— start —

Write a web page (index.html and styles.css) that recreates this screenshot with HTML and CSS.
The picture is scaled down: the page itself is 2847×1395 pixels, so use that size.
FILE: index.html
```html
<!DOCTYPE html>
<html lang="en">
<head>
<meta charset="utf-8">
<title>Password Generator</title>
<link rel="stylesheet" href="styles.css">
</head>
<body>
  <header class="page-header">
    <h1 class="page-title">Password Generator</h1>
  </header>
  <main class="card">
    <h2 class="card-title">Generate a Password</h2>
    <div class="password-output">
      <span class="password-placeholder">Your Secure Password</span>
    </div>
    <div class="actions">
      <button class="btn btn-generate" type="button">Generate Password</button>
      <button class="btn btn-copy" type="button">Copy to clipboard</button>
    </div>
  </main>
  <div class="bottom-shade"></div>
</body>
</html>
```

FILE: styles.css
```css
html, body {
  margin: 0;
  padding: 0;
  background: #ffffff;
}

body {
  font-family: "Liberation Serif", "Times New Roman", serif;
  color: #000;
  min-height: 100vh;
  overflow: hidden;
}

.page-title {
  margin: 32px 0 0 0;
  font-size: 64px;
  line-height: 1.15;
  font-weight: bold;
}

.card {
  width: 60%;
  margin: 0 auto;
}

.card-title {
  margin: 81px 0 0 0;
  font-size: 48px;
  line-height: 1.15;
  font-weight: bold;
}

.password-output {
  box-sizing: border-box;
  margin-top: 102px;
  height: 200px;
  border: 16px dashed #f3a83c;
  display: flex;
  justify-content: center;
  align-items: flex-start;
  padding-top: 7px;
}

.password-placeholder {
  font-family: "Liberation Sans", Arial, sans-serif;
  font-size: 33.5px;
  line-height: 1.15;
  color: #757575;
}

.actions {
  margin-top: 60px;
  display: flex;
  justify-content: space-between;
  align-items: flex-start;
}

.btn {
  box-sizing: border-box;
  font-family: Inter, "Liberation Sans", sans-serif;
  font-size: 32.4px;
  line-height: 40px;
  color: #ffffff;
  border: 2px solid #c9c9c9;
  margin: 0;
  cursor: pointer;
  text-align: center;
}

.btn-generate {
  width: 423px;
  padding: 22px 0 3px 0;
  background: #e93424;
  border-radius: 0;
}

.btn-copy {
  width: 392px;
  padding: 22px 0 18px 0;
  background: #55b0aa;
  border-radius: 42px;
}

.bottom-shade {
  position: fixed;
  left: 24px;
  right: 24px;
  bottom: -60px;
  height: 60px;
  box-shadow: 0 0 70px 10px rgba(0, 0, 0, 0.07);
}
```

— end —
— start —

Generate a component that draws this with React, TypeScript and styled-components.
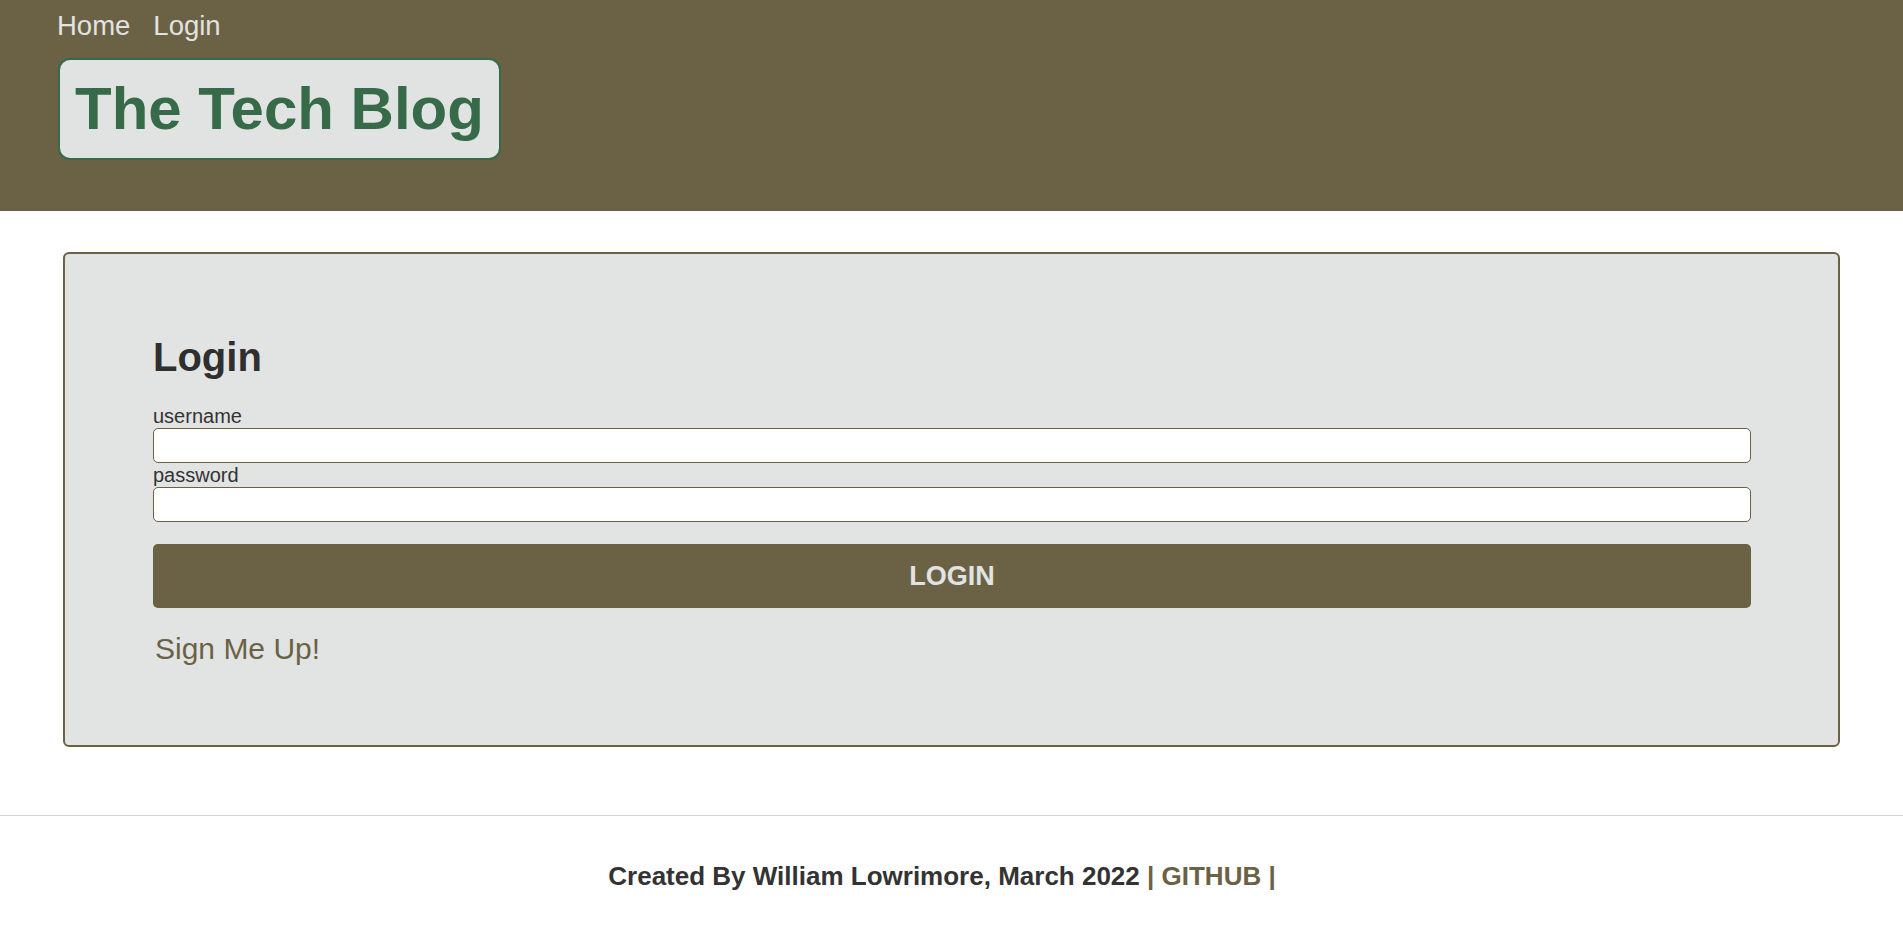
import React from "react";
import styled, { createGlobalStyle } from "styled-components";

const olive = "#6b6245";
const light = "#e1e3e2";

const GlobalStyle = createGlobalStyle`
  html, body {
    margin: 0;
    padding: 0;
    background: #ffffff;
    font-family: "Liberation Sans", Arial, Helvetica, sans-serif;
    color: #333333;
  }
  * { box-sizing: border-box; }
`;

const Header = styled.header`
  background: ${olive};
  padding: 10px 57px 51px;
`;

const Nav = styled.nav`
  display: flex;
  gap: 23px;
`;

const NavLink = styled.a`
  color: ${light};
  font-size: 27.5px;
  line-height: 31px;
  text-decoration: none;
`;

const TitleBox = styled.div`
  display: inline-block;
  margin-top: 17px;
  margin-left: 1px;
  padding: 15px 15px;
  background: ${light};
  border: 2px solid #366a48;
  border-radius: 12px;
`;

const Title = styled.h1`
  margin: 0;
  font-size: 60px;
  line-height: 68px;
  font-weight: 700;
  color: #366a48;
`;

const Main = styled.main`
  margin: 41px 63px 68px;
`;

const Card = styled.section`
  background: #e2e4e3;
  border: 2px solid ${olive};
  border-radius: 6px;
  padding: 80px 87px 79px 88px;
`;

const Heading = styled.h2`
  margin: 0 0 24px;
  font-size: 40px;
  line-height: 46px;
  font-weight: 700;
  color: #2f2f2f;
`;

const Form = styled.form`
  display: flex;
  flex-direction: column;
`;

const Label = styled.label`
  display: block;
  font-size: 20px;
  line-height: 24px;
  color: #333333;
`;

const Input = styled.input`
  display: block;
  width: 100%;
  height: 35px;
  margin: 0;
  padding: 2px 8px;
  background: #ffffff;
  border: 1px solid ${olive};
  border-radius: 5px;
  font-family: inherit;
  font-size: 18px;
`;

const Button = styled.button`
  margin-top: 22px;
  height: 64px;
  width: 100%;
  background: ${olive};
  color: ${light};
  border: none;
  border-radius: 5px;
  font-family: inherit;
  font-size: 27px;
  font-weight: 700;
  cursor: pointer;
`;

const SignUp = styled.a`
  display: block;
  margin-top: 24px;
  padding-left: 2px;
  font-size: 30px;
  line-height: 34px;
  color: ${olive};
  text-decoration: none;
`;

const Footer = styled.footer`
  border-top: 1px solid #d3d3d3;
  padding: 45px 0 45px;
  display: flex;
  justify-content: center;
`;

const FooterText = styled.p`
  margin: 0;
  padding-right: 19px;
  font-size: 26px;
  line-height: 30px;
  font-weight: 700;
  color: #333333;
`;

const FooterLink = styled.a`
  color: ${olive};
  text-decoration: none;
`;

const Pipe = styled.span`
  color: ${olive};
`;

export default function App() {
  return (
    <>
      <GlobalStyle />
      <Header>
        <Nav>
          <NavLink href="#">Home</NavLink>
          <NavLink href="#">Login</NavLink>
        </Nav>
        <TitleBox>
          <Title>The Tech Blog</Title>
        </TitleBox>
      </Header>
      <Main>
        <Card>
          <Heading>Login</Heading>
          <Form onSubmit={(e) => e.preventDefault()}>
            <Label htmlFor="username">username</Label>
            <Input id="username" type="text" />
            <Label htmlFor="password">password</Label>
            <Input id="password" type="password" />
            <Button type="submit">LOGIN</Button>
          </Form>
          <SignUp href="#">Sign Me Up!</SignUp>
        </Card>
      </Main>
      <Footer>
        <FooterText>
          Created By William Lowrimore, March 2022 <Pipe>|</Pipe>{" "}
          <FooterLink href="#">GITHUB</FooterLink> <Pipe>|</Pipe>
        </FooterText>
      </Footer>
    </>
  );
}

— end —
— start —

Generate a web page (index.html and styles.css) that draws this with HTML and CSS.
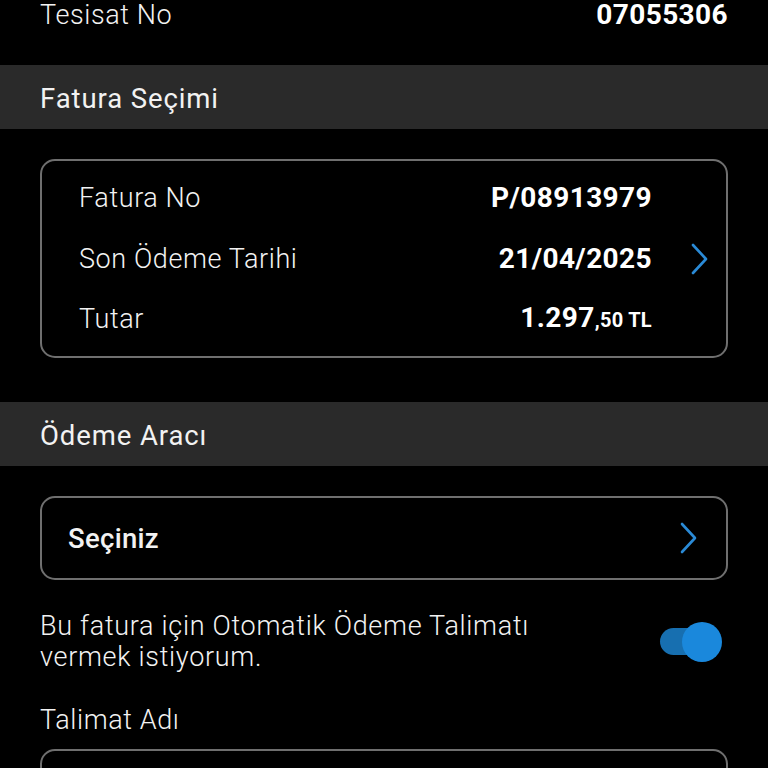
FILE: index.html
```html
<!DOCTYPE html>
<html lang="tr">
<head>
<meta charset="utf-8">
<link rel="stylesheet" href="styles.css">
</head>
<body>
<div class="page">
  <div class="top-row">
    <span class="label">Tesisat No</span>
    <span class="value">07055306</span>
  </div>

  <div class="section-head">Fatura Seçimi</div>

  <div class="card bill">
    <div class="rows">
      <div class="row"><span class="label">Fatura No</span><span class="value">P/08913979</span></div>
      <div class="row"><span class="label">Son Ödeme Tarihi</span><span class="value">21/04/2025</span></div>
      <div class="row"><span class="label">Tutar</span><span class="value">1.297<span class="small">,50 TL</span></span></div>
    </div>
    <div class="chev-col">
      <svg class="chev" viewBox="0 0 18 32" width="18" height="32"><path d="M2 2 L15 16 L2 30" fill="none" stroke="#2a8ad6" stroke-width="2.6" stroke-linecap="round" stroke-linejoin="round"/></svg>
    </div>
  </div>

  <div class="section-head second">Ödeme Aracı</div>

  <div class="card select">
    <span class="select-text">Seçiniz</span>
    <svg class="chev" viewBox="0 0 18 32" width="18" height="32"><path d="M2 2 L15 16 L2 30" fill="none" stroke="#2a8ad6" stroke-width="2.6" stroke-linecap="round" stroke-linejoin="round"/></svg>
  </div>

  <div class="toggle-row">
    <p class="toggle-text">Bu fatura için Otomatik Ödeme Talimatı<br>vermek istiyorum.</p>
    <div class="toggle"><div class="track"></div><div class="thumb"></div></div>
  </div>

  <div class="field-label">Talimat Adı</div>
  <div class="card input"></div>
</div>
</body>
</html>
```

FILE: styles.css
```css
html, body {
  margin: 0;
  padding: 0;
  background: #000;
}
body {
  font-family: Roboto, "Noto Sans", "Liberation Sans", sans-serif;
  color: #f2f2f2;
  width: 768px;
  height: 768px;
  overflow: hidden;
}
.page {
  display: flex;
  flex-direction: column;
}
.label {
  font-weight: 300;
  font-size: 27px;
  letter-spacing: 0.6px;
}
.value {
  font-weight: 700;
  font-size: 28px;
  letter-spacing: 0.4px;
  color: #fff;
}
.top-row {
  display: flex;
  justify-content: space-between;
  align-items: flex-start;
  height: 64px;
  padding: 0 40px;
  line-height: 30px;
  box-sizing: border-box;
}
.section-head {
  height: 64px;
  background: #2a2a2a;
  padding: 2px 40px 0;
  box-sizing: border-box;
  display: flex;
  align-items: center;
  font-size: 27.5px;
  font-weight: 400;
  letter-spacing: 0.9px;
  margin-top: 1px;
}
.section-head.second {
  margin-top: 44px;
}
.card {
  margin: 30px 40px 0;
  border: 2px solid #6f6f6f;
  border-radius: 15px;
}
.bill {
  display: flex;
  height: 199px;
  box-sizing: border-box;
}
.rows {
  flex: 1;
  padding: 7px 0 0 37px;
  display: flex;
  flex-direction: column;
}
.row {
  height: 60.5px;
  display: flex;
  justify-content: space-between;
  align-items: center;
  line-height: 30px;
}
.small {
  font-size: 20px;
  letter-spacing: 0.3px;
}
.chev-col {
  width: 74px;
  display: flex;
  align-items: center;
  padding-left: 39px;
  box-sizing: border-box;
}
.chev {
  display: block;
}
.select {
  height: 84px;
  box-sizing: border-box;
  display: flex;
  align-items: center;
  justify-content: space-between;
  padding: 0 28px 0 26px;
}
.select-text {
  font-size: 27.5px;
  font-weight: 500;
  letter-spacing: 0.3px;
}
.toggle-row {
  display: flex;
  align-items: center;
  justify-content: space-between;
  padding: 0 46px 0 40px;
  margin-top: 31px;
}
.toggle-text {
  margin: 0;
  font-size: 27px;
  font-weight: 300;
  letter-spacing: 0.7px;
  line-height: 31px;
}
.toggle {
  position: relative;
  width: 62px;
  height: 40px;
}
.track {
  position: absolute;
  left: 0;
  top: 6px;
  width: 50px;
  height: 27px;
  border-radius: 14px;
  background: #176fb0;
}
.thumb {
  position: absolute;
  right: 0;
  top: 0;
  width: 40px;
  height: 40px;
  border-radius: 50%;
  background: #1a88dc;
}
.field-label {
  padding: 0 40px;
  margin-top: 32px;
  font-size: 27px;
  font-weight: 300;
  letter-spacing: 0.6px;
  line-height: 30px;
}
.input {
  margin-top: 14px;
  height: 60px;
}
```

— end —

## Work to do
Search the data above for lines holding "with" and copy each of them.

## Task answer
Write a web page (index.html and styles.css) that recreates this screenshot with HTML and CSS.
Generate a component that draws this with React, TypeScript and styled-components.
Generate a web page (index.html and styles.css) that draws this with HTML and CSS.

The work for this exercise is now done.